In tonight’s Gospel we read of another younger son, one who makes such a mess of his life that we remember it to this day, more than 2000 years after Our Lord used his story as both a warning and an encouragement. For here we see a young man whose bad choices bring him to the brink of destruction but whose forgiveness and restoration give us a glimpse of our Heavenly Father’s deep abiding love and mercy.

We see the Prodigal Son demand his inheritance from his father and then proceed to blow it on fast living and loose women, eventually leaving him penniless and friendless when he can no longer afford to be the life of the party. We see him reduced to fighting with pigs for scraps of food, destitute and desolate, longing for the family he left behind but not daring to believe that he would ever see them again. But he does at last wind up his courage to return home, offering himself to his father not as a son but as a servant. His father, however, is overwhelmed with joy to see his lost son return and runs out to meet him and hug and kiss him and welcome him back.

Not everyone is so happy to see him, however. His older brother, the good son who never gave his father a moment of worry, shows that all is not well behind his well-behaved façade. His angry outburst at his father’s joy was probably not the product of a momentary irritation, but of deep resentment built during the period when his brother was missing, when his father must have seemed to mourn the lost boy more than he appreciated the one who stayed home. While he might have been content to see his brother punished and degraded on his return home, he could not stand the sight of him being fully restored to his place in the family, as if nothing had ever happened.

Scripture doesn’t tell us what happened next, but I often wonder what it was like for the Prodigal Son after that happy homecoming. Did he have nightmares of those bad days that were now behind him, but undoubtedly remained deep in his memory? Did the neighbors point and stare at him, whispering behind his back? Did his brother sneak up behind him and oink like a pig when he wasn’t expecting it?

These are all possible, but the one thing I am sure of is that his father never brought his past misdeeds up again, never threw it in his face to shame him or to threaten him if he ever messed up again. No matter how much the world might mock him and his memories haunt him, he could find peace and comfort in his father’s love and grace.

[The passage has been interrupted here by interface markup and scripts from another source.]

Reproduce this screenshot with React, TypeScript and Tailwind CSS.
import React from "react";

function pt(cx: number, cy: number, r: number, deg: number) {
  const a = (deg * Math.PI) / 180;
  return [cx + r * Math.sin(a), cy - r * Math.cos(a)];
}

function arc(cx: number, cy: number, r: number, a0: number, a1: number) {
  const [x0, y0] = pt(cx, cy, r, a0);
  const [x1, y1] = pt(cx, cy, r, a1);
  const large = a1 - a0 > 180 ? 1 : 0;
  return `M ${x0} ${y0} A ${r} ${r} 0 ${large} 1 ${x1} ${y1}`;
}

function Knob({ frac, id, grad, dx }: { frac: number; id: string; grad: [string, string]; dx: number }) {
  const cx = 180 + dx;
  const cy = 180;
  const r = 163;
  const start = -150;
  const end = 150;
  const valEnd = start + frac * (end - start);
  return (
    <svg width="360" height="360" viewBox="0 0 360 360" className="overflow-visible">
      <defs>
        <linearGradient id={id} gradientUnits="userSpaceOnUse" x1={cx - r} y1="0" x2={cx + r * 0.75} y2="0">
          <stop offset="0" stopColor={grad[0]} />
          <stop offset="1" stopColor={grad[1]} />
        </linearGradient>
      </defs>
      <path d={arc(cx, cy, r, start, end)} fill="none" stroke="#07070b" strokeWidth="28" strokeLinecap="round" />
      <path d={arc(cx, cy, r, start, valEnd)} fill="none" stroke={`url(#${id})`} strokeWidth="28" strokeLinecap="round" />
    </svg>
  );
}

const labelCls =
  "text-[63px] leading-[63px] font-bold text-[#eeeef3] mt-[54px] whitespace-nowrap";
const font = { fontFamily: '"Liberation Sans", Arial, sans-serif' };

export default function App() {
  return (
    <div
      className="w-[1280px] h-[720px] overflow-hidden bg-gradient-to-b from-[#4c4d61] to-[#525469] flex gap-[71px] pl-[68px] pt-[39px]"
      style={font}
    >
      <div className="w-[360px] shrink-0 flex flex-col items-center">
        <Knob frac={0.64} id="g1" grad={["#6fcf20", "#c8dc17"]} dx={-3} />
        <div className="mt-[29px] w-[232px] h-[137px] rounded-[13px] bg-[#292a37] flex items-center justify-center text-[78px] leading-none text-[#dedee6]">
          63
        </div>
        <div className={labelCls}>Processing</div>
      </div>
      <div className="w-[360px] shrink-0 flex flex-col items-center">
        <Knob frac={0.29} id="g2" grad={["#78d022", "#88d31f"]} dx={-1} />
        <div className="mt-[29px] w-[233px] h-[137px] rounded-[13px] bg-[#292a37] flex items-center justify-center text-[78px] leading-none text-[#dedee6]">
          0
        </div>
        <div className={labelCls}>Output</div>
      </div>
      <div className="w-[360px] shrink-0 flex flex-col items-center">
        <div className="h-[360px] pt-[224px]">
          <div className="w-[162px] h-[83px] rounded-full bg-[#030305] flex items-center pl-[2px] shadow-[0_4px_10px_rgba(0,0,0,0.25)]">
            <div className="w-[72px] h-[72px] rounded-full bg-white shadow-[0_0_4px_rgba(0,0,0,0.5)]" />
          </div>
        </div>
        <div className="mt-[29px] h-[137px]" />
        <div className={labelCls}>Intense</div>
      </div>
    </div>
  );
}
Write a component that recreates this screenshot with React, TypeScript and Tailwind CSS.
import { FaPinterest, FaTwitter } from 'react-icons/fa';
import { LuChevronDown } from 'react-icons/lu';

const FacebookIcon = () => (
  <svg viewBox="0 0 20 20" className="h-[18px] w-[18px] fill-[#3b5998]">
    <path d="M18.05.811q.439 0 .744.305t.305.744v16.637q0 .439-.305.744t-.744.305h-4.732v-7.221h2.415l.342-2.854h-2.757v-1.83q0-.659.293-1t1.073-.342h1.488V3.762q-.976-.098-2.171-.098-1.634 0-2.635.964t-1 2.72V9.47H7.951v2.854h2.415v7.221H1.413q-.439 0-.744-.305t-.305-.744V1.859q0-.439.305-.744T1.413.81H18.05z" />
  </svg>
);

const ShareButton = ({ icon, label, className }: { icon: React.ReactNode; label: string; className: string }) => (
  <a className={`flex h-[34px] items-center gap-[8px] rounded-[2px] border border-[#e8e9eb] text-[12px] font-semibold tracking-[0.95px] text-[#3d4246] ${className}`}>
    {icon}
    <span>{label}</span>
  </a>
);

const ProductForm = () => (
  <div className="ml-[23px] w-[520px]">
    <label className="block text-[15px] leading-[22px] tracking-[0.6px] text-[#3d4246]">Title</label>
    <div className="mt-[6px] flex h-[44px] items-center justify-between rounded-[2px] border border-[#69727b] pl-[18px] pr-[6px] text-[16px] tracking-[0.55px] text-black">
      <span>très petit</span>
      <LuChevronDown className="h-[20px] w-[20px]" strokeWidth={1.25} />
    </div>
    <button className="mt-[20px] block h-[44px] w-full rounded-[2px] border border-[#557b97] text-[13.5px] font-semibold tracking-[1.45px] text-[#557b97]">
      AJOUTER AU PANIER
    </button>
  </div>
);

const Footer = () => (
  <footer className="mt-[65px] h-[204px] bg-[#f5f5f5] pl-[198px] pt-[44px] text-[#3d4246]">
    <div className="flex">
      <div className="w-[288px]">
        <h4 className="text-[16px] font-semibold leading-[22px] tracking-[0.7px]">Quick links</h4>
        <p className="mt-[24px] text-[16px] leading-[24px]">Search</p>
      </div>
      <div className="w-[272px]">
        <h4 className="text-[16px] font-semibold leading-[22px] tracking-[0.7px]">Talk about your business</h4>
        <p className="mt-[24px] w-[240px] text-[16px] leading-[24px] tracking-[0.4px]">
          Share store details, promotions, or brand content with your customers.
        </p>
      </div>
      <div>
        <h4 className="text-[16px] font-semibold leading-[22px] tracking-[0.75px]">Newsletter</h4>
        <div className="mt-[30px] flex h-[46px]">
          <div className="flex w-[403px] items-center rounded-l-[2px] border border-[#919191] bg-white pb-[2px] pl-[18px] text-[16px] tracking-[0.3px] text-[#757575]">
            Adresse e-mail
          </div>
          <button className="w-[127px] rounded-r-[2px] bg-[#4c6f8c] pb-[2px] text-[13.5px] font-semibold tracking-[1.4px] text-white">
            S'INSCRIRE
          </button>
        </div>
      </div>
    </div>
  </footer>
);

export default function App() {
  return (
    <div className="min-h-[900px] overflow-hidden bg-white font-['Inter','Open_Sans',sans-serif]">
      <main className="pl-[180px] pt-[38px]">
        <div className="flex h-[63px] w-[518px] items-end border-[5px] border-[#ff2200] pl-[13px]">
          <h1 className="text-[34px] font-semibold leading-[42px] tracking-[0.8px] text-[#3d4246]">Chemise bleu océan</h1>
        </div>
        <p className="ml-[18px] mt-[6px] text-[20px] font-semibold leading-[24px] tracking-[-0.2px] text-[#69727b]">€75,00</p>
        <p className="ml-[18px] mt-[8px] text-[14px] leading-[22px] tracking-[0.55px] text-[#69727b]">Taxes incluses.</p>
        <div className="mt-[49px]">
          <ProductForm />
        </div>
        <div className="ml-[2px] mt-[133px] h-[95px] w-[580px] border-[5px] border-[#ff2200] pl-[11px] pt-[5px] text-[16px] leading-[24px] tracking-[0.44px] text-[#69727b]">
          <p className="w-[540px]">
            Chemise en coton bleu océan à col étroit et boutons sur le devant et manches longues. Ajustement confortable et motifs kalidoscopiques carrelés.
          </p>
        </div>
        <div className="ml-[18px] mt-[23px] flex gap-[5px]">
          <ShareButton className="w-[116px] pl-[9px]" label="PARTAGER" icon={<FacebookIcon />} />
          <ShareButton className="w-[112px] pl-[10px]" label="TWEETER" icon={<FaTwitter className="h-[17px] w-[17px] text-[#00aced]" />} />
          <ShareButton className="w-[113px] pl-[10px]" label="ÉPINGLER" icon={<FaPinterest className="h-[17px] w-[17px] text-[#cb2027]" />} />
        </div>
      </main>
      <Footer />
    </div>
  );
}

Jesus uses this parable to teach us some deep truths about human nature and our own lives. While many of us can identify with the good brother, believing we have lived righteousness and blameless lives, and that God owes us a fatted calf, or at least a little goat and a party, in God’s eyes we are all prodigals, as lost as can be, on the brink of death until that moment when His Holy Spirit convicts us of our sins and brings us face to face with our impending doom, then guides us to repentance and our way back to the Father. While we may fear that our sin is so great that it could never be forgiven, Our Lord rushes out to meet us and welcome us home, wrapping us in His loving arms and embracing us in His grace and mercy.

But not everyone is happy to see this miraculous reunion. Our enemy, Satan, is going to do everything is his power to see that we do not enjoy our new lives as redeemed sons of the Father. He may hold us up to mockery and scorn, and he will use our memories to haunt us and make us doubt that we are truly forgiven. Especially after periods of peace or of spiritual growth, he will sneak up on us and whisper our misdeeds in our ears, making us burn with shame and feel sick with guilt, reliving the past that we can never quite leave behind us.

We may even feel that this is from God, that He has forsaken us and that all hope is now gone. But these are the despicable tricks of the Deceiver, of the Enemy who is furious that he cannot have our souls in the next life and so determines to make us miserable in this one. This is never from our loving Father, who desires to bring us to repentance but never to despair. Once we are forgiven, we are forgiven forever, our sins removed as far from us as the east is from the west (Psalm 103:12).

In today’s Epistle St. Paul reminds us to forgive and comfort each other so that Satan may not defeat us with his schemes. No matter how well-behaved we may be on the outside, we all have our sorrows and regrets that can sneak up on us in unguarded moments and can threaten to overwhelm us with grief. We need to remind ourselves and each other that we are loved and cherished sons and daughters of a great and merciful Father, and that none of Satan’s slings and arrows and meatpies need ever distress us again.

In the name of the Father and of the Son and of the Holy Spirit. Amen.